Y justamente en este instituto no ha habido censura institucional alguna, no estamos hasta ahora planteando posibles enfrentamientos tópicos de malos docentes que castran la juventud y otros tantos lugares comunes que podríamos alimentar. Más bien vamos recorriendo el camino con asombro. Estamos pudiendo desarrollar un proceso de película, en un instituto, con respeto de todas las partes, con colaboración y entusiasmo.
La experiencia nos está forzando a repensarnos y rehacer nuestros propios prejuicios.
Resulta claro ya que este tipo cine planteado como un entorno social de creación fílmica, tiene un potencial humano y colectivo enorme. Pero también resulta evidente que la fuerza de esta sola palabra en el imaginario es tan fuerte que cuando se la asume como posibilidad (¡vamos a hacer una película! ) desborda cualquier marco que quiera retenerlo. Vuelve a pasarnos esto.
La sinautoría en un aula, como suspensión de lo pedagógico que suele habitarla, desata en el alumnado toda la fuerza de ese imaginario que heredamos.
Cuando decidimos poner en manos de cualquiera una herramienta tan exclusiva y elitista como lo fue el cine, puede ser que las personas no cineastas no sean conscientes de la intensidad que atraviesa su imaginario, pero quienes nos dedicamos un poco más a recorrer esa corta y avasallante historia del cine, sentimos la fascinación, el desafío y la interrogación profunda sobre lo que una cinematografía verdaderamente popular, hecha por grupos y colectivos organizados, pueda llegar a originar.
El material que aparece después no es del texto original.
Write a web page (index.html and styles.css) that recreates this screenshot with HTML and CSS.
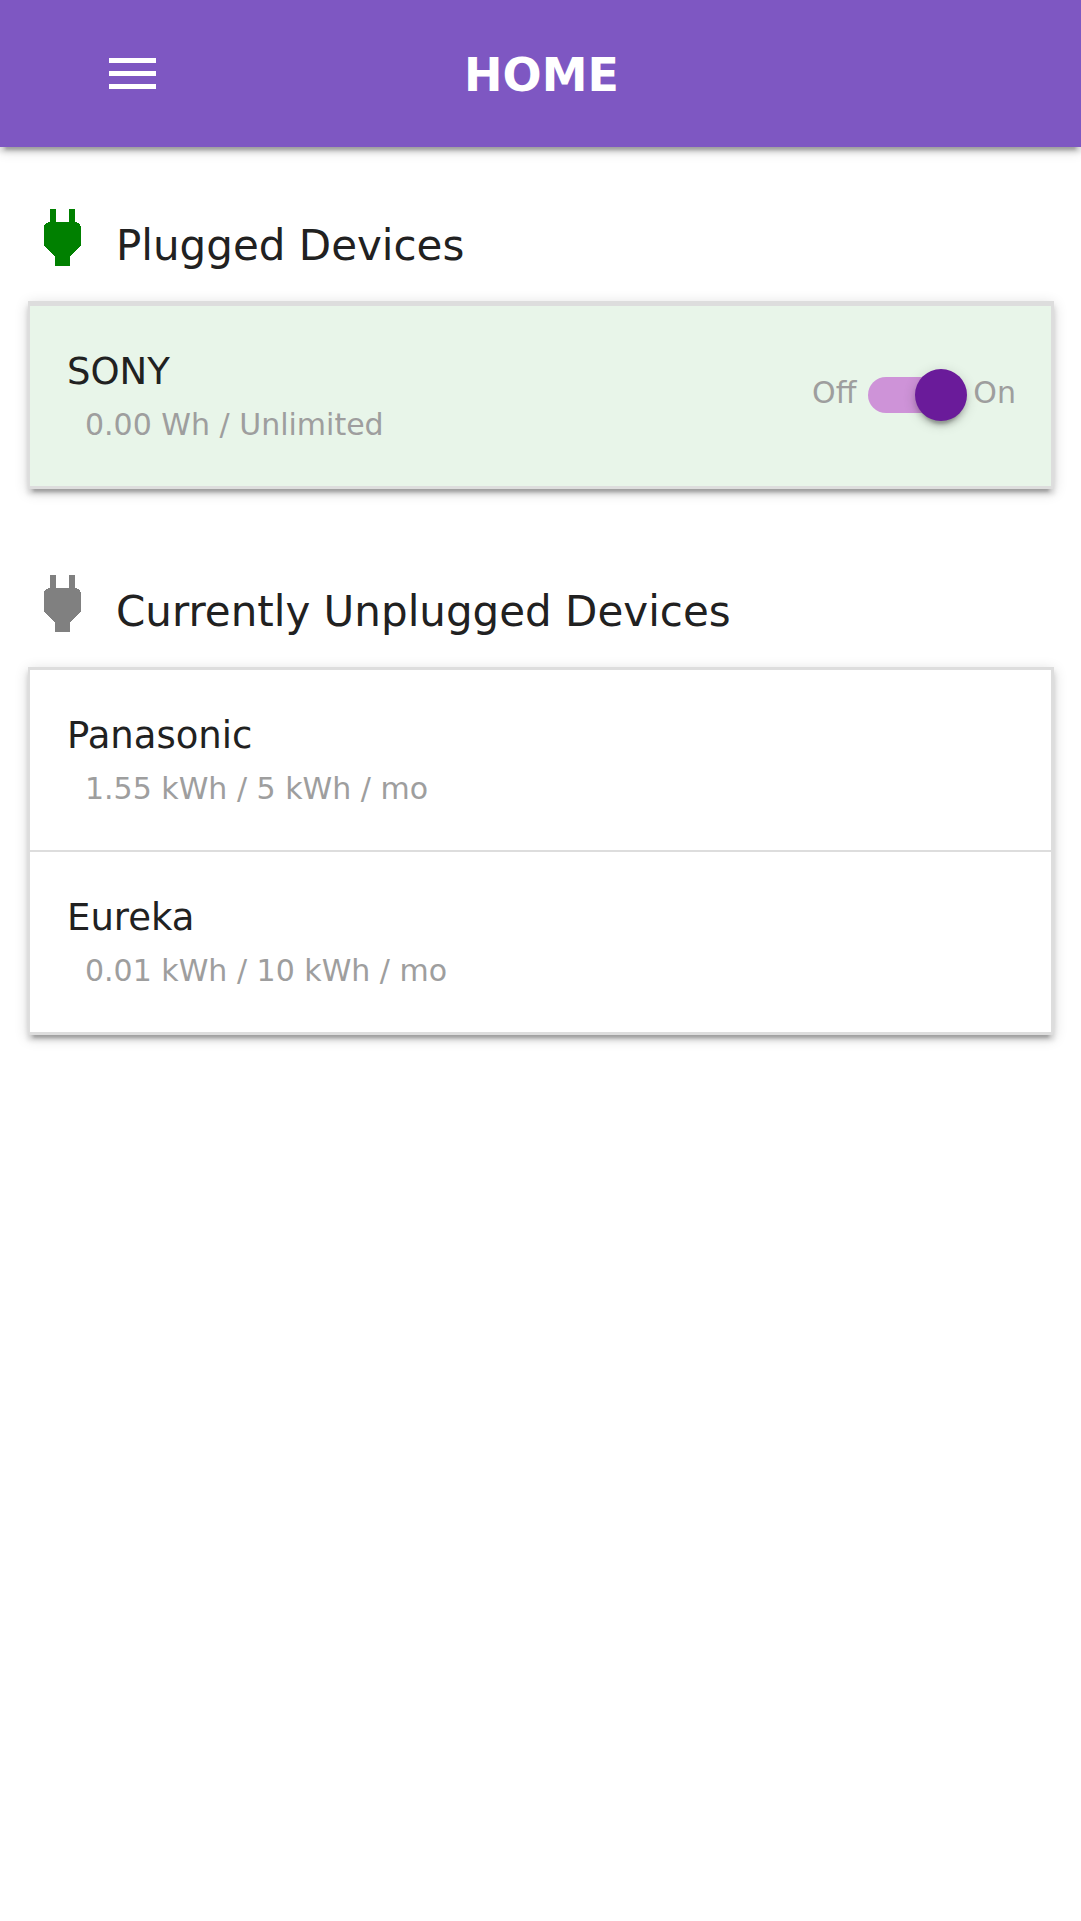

Alguna vez hemos hablado de unas nuevas funciones políticas para el oficio de cineasta En su relación con las instituciones educativas, ser cineasta significa justamente una persona al que su oficio le permite poner en crisis las relaciones institucionales existentes en un centro educativo para abrir un nuevo marco relacional. Que al introducir la posibilidad de hacer cine, está introduciendo un espacio de nueva operatividad creativa, de nuevas interrogantes, de inéditas fantasías. Que al poner en juego una serie de procedimientos y saberes fílmicos pondrá en funcionamiento mecánicas de producción que desbordarán la cotidianidad del aprendizaje. Alguien que introduce con el cine, procesos de excepción que provocarán una obligada suspensión de lo pedagógico y que llenarán de sorpresa, de intensidad, de vida, el resto de aprendizajes.